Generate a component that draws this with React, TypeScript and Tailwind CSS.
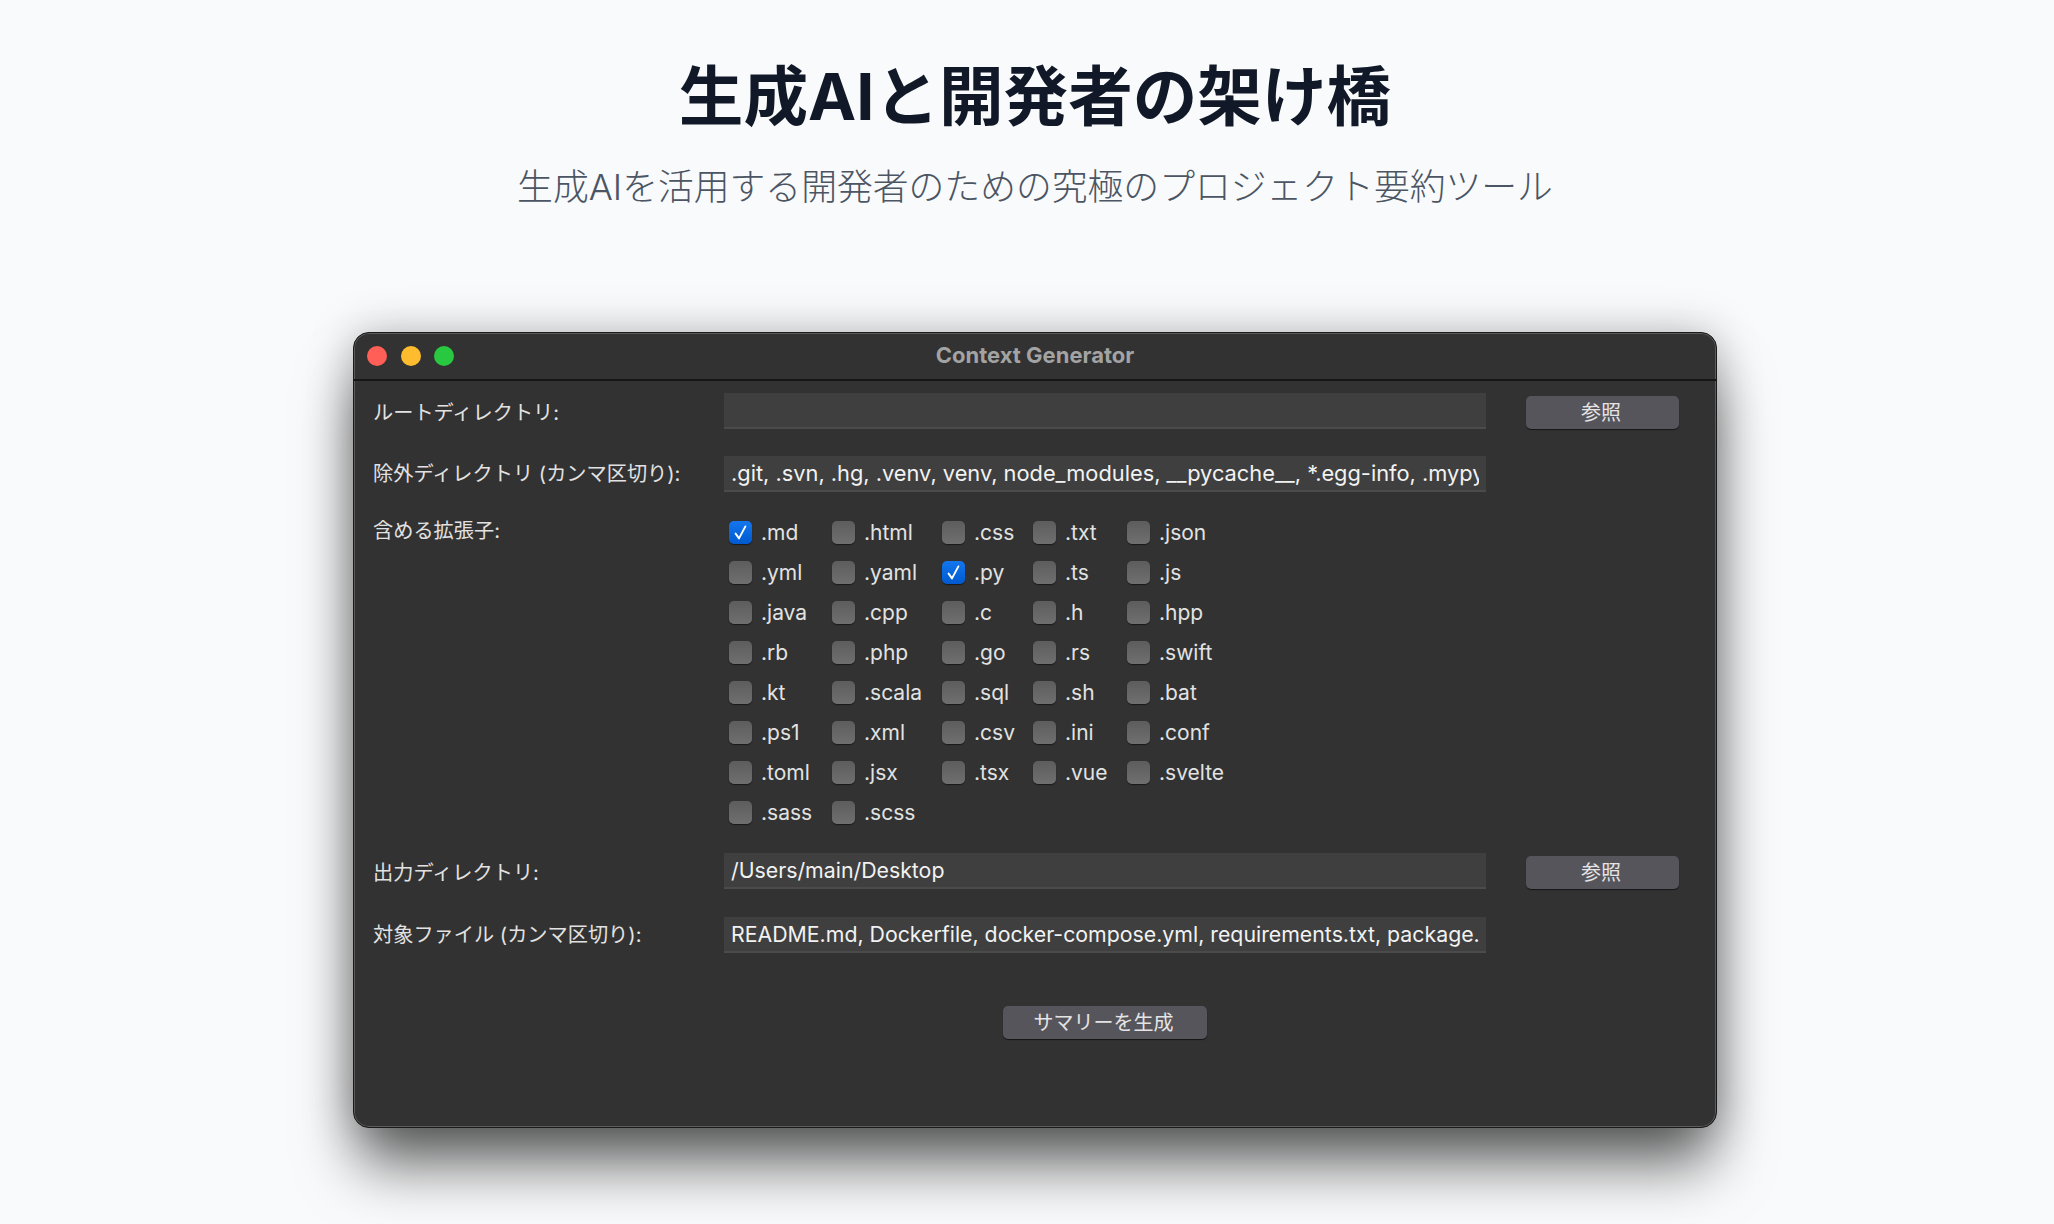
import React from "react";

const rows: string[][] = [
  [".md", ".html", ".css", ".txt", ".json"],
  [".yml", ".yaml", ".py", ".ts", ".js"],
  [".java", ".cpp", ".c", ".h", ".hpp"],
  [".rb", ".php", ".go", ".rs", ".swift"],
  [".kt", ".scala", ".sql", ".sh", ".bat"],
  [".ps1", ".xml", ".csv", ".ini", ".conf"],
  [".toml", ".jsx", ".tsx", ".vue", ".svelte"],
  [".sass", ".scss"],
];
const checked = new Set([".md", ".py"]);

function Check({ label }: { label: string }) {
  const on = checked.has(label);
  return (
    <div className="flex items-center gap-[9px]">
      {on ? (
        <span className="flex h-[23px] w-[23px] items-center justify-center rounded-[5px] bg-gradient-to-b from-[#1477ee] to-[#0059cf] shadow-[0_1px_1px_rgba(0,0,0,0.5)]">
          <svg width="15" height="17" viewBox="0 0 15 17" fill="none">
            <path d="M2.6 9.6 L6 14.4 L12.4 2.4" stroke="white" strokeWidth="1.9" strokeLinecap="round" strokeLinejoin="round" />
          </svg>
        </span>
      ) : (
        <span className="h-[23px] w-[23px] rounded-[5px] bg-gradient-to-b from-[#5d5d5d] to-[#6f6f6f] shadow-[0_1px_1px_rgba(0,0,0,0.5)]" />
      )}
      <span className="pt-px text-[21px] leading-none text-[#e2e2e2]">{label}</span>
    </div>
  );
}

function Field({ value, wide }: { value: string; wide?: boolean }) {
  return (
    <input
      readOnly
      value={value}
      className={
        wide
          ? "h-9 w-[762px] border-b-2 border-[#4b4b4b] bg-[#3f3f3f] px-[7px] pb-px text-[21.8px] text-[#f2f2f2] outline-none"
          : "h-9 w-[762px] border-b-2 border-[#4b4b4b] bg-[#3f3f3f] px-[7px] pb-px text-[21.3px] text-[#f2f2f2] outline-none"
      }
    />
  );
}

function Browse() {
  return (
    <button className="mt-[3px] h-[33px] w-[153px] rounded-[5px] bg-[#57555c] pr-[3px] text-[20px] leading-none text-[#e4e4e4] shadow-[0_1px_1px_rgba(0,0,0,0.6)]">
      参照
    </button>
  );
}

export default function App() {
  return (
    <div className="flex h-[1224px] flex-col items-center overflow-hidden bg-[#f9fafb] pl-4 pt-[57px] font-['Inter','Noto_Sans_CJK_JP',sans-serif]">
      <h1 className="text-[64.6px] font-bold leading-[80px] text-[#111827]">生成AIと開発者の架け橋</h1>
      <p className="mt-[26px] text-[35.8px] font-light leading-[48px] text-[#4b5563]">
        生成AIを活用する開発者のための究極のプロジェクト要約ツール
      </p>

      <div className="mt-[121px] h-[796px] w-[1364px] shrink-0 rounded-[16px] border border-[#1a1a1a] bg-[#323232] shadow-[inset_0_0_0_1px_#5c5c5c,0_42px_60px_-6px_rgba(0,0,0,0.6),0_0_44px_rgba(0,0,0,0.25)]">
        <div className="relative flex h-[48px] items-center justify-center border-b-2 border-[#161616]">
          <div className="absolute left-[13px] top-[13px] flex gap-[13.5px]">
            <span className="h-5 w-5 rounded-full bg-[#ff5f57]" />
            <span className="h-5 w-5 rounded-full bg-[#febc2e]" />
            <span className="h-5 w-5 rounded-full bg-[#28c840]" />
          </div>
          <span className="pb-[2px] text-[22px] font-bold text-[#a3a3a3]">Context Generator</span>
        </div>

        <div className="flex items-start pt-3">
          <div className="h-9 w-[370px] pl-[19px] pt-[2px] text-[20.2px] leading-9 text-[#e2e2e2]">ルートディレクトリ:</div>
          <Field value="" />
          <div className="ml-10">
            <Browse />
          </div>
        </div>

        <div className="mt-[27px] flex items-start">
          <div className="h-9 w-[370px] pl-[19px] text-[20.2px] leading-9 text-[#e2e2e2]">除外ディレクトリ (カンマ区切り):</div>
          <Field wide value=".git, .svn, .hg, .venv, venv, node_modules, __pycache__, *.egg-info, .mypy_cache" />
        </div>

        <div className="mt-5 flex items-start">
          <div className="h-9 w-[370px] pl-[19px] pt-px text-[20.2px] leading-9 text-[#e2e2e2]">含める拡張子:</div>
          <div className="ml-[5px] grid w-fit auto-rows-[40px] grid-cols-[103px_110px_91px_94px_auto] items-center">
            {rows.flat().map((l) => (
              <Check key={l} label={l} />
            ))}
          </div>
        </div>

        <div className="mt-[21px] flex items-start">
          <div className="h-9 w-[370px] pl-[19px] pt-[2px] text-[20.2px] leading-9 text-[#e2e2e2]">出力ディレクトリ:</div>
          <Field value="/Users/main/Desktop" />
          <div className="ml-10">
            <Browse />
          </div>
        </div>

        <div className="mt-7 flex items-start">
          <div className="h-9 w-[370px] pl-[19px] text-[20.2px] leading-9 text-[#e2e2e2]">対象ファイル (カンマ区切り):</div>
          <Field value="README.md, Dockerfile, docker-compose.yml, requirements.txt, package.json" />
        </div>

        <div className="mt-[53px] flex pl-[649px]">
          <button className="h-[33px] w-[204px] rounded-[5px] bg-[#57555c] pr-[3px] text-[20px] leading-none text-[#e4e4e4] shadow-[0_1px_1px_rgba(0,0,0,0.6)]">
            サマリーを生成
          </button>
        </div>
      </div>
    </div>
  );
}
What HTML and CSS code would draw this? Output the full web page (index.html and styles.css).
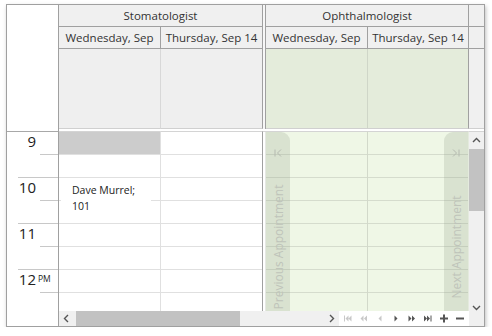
———
▶ Exercise
Set down again, exactly, the lines of the material above from its first line to the one with "import React from", inclusive. Leave the pictures out.

▶ Exercise result
Generate a component that draws this with React, TypeScript and Tailwind CSS.
import React from "react";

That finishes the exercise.